In her bedroom, she sits on the bed, letting the tube television beside her run. As she gets up, thin cracks trace the wall and through the hallway. She pauses in the kitchen to watch a pot and a salt shaker along with some other kitchen utensils hover over the table. The percolator and saucepan move over the stove. The cracks cause the wall to deteriorate, as the people inside the house rise above. The roof crumbles into pieces.
She watches as the foundation of the house disappears to shreds of wood and dust. Bicycles and hub caps from a car float in the air as she walks past the next house. She looks toward the sun and the sky is full of debris.
As she walks, a tire goes up and a car stays above the driveway. An explosion of white happens behinds her. Particles dot the sky.
Bit by bit, the grass and mud begins to lift in small chunks. Smoke snakes through the grass and takes over the area. She stares into the haze, breathing in the air.
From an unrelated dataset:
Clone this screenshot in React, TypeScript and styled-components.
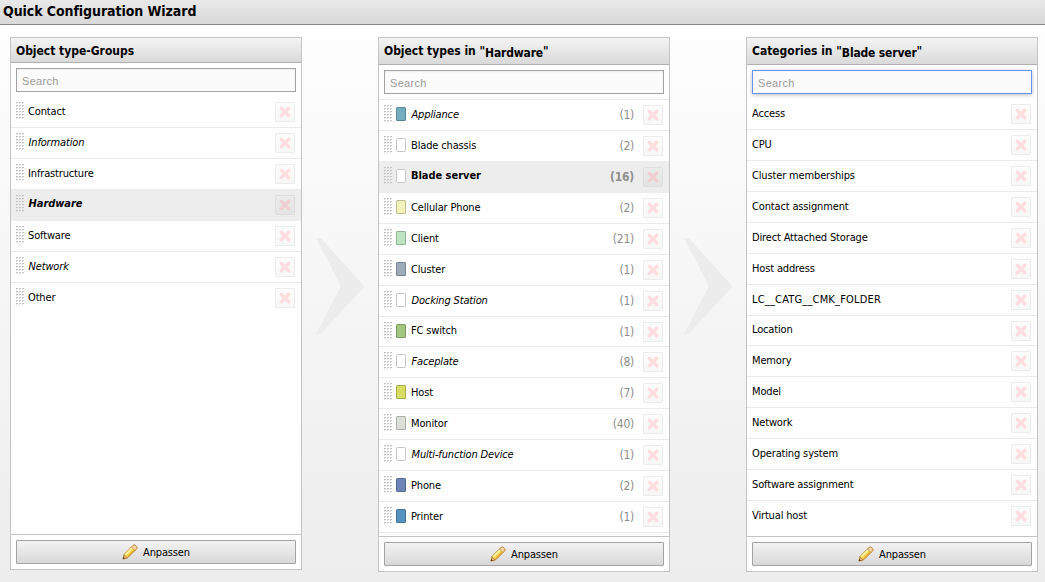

Back inside in her room, she inhales the smoke and the ceiling repairs itself. She sits on the edge of the bed, hands folded as the party continues.
Emotions can overtake someone gradually and then snap into a spiral with one sharp word.
For Kiiara, it she seems as though she contains her feelings inside her but when she can no longer, the emotions manifest into all out destruction. It’s directed at whomever and whatever is in her path. When she is upset, there is nothing safe from her pain and anger.
Andrew Donoho treats Kiiara’s emotions as physical and unavoidable. There is no diminishing or finding an excuse to delegitimize them. They exist and are meant to be taken seriously, not dismissed with the wave of a hand.